Former San Francisco resident, Janelyn Dasig was sentenced to four years of Federal prison time for her part in defrauding several Wells Fargo Banks inTreasure Valley, Idaho. Dasig (27) pleaded guilty to charges of aggravated identity theft and bank fraud.
She admitted that she went to branches of the bank in Eagle,Nampa and Boise with falsified IDs. Using her fraudulent personas, she made withdrawals from bank accounts that did not belong to her. The fake ID cards featured Janelyn’s picture along with the names of the real customers and their personal information. She used these means to withdraw $18,300 approximately.

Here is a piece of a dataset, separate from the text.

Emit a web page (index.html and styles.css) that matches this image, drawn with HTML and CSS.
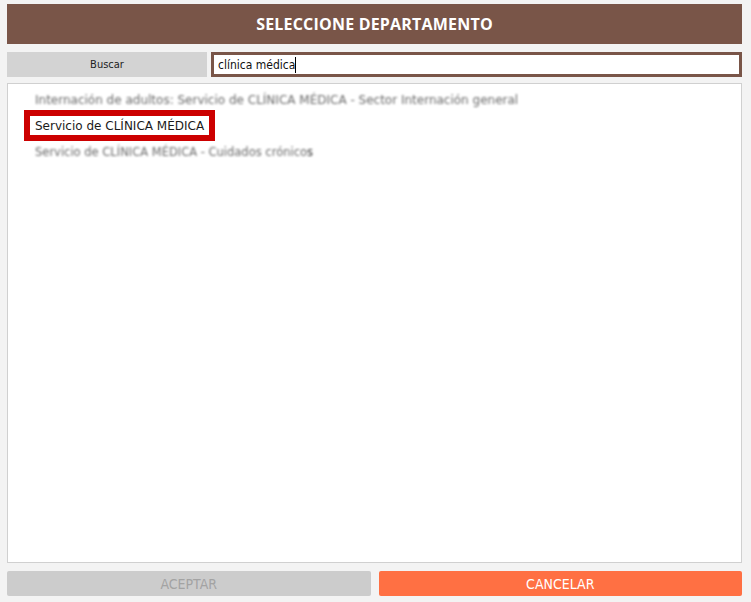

The authorities arrested both Dasig and her companion Luisa Lamonthe (29), a former resident of Oakland. A third accomplice, Justine Lingatong will face trial for the same charges in January, 2012.
What is Bank Fraud?
According to Section 1344, Chapter 63, Part I, Title 18, of the U.S Code, a person who knowingly executes or tries to execute a scheme to deceptively defraud a financial institution in order to obtain funds, assets, credits, securities or any other property under the custody of a financial institution through fraudulent means is considered guilty of bank fraud. This is also applicable to property owned by the financial institution. The penalty for bank fraud is a maximum fine of $1 million and the maximum prison sentence is 30 years. In some cases both a fine and prison time are parts of the sentence.
What is Aggravated Identity Theft?
According to Title 18, Part I, Chapter 47, Section 1028A of the United States Code, a person guilty of aggravated identity theft is someone who knowingly uses identification that belongs to another person illegally. The penalty for this is a two year prison term without probation.